Goal of the exercise — Count every line that holds the string "What", then give that number alone.

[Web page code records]
○ ○ ○ ○ ○

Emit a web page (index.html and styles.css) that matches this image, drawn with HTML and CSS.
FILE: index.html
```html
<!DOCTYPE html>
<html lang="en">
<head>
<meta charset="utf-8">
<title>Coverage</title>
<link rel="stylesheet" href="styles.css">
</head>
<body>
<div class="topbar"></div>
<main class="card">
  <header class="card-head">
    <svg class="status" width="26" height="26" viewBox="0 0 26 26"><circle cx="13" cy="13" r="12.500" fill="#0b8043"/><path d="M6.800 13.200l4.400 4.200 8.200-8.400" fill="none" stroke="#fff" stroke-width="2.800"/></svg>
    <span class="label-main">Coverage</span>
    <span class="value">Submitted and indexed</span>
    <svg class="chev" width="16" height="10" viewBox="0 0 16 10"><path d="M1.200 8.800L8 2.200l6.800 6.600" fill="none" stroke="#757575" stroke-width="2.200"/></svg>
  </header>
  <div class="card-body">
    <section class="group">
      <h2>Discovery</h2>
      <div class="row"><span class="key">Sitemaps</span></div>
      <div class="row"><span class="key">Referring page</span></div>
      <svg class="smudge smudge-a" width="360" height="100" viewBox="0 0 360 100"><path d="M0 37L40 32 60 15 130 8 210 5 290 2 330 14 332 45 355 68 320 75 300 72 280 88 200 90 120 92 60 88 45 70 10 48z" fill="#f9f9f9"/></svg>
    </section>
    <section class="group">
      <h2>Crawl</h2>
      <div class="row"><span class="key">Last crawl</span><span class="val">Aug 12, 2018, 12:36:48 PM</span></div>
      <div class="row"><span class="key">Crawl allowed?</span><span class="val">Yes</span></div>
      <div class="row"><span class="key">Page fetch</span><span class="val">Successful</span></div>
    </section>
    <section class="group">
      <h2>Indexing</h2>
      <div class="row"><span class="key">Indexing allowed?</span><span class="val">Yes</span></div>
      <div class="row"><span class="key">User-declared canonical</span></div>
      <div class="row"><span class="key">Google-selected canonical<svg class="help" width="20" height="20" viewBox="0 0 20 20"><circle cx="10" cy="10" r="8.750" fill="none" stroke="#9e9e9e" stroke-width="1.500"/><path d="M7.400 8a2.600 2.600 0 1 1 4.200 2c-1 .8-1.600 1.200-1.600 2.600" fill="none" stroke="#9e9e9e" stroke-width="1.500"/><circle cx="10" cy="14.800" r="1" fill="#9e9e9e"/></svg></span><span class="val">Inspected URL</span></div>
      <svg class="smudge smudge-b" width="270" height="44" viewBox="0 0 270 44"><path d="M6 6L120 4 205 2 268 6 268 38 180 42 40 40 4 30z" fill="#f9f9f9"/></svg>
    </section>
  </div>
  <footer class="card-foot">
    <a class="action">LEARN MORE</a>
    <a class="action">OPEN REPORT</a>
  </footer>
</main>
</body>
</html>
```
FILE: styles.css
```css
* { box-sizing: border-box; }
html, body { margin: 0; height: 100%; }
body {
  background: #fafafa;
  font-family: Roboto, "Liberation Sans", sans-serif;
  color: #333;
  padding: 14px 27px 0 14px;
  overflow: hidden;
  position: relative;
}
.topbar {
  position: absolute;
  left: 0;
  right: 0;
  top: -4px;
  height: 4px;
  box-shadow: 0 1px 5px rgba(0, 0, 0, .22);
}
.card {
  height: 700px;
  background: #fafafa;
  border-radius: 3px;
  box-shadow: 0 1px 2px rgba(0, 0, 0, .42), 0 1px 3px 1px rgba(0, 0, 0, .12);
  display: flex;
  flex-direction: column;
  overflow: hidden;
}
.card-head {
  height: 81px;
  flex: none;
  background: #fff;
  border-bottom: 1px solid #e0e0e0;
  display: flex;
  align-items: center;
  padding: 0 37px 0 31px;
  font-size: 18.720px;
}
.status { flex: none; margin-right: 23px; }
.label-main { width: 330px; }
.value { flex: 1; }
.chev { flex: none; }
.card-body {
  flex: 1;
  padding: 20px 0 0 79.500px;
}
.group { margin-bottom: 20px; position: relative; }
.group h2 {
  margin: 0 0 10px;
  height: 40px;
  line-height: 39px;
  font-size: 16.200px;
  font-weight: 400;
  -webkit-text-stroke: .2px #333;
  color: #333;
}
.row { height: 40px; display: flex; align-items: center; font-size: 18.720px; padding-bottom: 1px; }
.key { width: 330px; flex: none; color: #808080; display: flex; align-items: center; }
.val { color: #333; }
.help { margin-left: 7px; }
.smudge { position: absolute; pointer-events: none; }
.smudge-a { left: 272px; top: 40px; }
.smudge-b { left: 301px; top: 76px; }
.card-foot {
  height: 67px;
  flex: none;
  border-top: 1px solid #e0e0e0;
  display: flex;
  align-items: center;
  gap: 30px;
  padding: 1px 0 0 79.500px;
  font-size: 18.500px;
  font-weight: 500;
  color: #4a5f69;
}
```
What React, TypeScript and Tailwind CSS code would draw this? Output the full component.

○ ○ ○ ○ ○

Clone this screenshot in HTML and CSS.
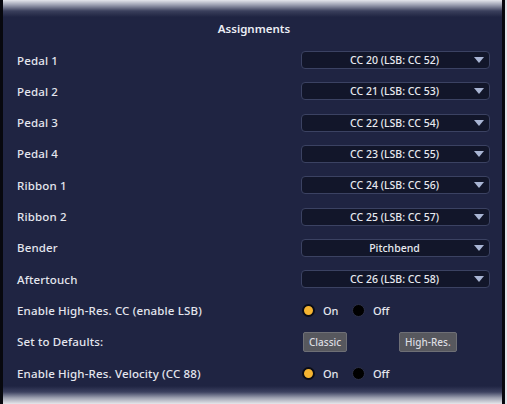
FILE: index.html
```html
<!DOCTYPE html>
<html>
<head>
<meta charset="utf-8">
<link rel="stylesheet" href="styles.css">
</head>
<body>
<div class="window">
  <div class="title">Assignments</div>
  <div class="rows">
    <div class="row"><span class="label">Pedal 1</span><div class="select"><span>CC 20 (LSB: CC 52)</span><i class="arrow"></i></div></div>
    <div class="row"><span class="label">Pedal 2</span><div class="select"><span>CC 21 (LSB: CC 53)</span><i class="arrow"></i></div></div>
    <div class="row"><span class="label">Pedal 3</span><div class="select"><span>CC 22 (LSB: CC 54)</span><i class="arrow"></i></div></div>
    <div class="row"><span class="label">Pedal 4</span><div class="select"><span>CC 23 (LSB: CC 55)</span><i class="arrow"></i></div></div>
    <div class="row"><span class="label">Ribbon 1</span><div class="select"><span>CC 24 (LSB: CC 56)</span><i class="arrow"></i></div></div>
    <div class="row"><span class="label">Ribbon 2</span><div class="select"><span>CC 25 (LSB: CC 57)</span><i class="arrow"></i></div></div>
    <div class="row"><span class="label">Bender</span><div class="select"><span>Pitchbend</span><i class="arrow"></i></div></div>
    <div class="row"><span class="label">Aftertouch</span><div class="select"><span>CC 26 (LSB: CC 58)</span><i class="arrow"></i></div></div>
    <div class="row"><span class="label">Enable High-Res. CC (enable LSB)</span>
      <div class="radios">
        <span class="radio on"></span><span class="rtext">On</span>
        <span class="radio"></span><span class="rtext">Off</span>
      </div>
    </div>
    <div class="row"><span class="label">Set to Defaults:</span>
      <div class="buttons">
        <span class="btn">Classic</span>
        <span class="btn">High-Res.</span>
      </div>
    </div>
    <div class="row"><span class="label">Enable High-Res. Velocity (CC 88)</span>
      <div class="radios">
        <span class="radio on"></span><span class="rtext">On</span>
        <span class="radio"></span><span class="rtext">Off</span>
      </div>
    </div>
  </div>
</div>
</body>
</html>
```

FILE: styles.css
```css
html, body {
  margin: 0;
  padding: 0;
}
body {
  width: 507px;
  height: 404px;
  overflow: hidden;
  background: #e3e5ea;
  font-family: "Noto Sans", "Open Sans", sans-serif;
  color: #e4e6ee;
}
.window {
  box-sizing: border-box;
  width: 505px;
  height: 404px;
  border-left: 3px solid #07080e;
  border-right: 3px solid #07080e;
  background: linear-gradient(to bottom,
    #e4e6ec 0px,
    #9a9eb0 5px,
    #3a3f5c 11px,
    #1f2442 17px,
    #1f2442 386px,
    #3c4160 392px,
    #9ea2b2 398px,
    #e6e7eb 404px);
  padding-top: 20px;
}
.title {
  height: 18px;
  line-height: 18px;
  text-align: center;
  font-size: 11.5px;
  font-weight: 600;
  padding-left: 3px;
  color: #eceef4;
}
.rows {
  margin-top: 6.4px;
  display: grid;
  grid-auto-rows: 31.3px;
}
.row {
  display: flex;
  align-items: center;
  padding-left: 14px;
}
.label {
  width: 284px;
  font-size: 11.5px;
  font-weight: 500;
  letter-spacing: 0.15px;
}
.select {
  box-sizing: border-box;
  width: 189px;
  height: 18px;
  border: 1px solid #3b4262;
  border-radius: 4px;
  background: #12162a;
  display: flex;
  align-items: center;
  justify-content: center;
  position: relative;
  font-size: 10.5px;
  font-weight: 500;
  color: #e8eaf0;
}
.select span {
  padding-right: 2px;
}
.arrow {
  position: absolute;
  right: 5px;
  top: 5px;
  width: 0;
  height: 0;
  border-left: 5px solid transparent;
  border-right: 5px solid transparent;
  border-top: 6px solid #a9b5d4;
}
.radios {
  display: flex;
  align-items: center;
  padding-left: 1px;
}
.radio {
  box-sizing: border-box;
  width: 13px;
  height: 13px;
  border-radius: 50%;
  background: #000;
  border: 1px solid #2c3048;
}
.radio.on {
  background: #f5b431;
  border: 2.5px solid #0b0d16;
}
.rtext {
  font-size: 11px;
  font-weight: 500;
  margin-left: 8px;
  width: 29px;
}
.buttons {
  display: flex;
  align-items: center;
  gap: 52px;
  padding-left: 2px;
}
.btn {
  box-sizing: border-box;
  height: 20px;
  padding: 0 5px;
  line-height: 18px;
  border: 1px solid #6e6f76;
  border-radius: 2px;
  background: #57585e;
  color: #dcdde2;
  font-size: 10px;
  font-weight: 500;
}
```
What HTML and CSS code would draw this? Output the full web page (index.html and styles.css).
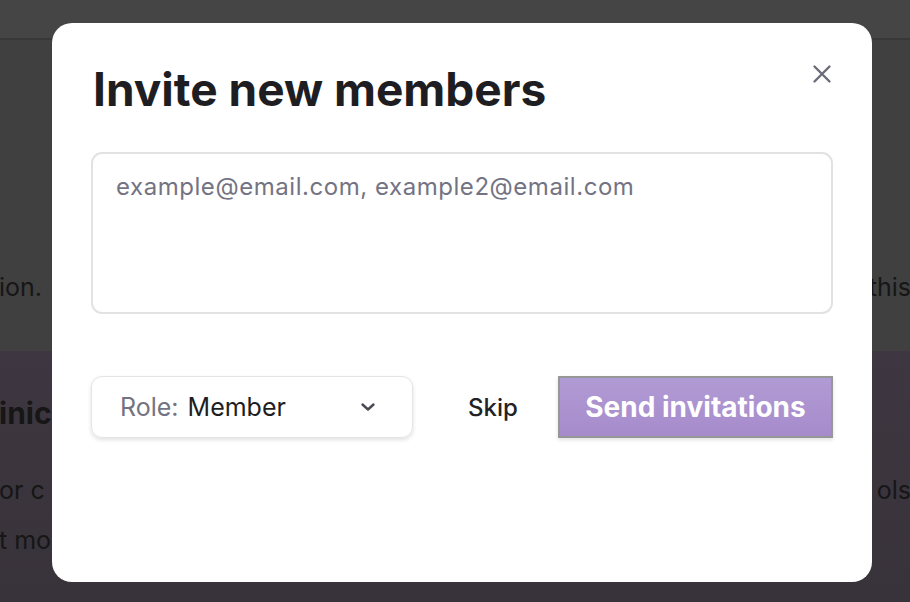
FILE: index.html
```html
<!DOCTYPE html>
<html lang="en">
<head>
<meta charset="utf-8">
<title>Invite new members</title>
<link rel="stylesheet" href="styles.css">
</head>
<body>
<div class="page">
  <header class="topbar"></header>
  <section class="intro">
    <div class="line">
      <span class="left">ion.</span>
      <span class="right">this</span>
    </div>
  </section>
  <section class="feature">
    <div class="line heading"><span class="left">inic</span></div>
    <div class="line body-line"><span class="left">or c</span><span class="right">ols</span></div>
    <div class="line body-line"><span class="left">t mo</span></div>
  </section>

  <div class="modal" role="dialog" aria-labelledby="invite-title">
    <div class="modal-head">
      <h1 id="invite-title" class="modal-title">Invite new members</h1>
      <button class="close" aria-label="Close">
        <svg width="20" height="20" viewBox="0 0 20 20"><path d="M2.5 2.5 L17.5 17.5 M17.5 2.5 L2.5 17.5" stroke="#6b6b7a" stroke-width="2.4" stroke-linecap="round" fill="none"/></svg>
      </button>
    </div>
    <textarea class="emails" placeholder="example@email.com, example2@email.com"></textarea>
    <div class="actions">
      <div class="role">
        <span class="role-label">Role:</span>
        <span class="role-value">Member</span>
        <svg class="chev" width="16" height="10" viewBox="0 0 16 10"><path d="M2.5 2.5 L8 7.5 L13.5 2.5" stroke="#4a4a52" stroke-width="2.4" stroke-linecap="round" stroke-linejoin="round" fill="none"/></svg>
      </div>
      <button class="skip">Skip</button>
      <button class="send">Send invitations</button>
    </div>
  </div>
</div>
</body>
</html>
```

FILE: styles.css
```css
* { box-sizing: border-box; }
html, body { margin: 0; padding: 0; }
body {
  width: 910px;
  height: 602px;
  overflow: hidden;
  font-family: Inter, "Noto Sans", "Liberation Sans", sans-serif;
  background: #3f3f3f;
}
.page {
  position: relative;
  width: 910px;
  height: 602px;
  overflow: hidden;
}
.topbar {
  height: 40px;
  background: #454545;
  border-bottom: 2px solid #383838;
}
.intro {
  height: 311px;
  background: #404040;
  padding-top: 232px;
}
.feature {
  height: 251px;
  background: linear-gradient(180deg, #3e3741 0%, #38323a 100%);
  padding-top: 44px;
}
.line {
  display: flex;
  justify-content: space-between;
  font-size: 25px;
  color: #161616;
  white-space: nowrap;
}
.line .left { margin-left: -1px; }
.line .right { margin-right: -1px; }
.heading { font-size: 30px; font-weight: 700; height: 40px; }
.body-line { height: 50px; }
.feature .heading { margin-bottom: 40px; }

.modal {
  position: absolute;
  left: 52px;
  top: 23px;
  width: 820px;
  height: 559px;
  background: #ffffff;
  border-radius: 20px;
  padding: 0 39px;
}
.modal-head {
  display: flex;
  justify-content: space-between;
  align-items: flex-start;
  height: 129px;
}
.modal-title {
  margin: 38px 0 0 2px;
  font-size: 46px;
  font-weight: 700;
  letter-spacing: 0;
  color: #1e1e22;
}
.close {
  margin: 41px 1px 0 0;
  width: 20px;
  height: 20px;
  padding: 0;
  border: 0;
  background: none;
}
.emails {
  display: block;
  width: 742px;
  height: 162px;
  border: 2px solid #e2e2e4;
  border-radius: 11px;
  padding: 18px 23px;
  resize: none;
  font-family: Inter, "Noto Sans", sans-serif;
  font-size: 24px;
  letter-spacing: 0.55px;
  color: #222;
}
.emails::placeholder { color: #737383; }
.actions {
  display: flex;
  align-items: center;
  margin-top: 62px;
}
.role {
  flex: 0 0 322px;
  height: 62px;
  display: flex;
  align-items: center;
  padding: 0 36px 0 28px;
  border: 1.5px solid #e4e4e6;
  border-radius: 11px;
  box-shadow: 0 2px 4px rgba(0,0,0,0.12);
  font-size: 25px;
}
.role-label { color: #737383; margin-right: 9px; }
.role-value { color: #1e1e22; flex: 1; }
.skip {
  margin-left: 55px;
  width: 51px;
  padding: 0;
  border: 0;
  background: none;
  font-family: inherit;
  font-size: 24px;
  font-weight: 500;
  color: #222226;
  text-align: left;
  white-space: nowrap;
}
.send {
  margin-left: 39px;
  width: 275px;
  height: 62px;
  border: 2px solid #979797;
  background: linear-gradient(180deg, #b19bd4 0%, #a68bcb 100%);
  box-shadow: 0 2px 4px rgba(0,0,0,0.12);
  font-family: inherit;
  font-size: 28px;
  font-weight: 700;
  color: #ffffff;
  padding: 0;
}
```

○ ○ ○ ○ ○

Exercise answer — 2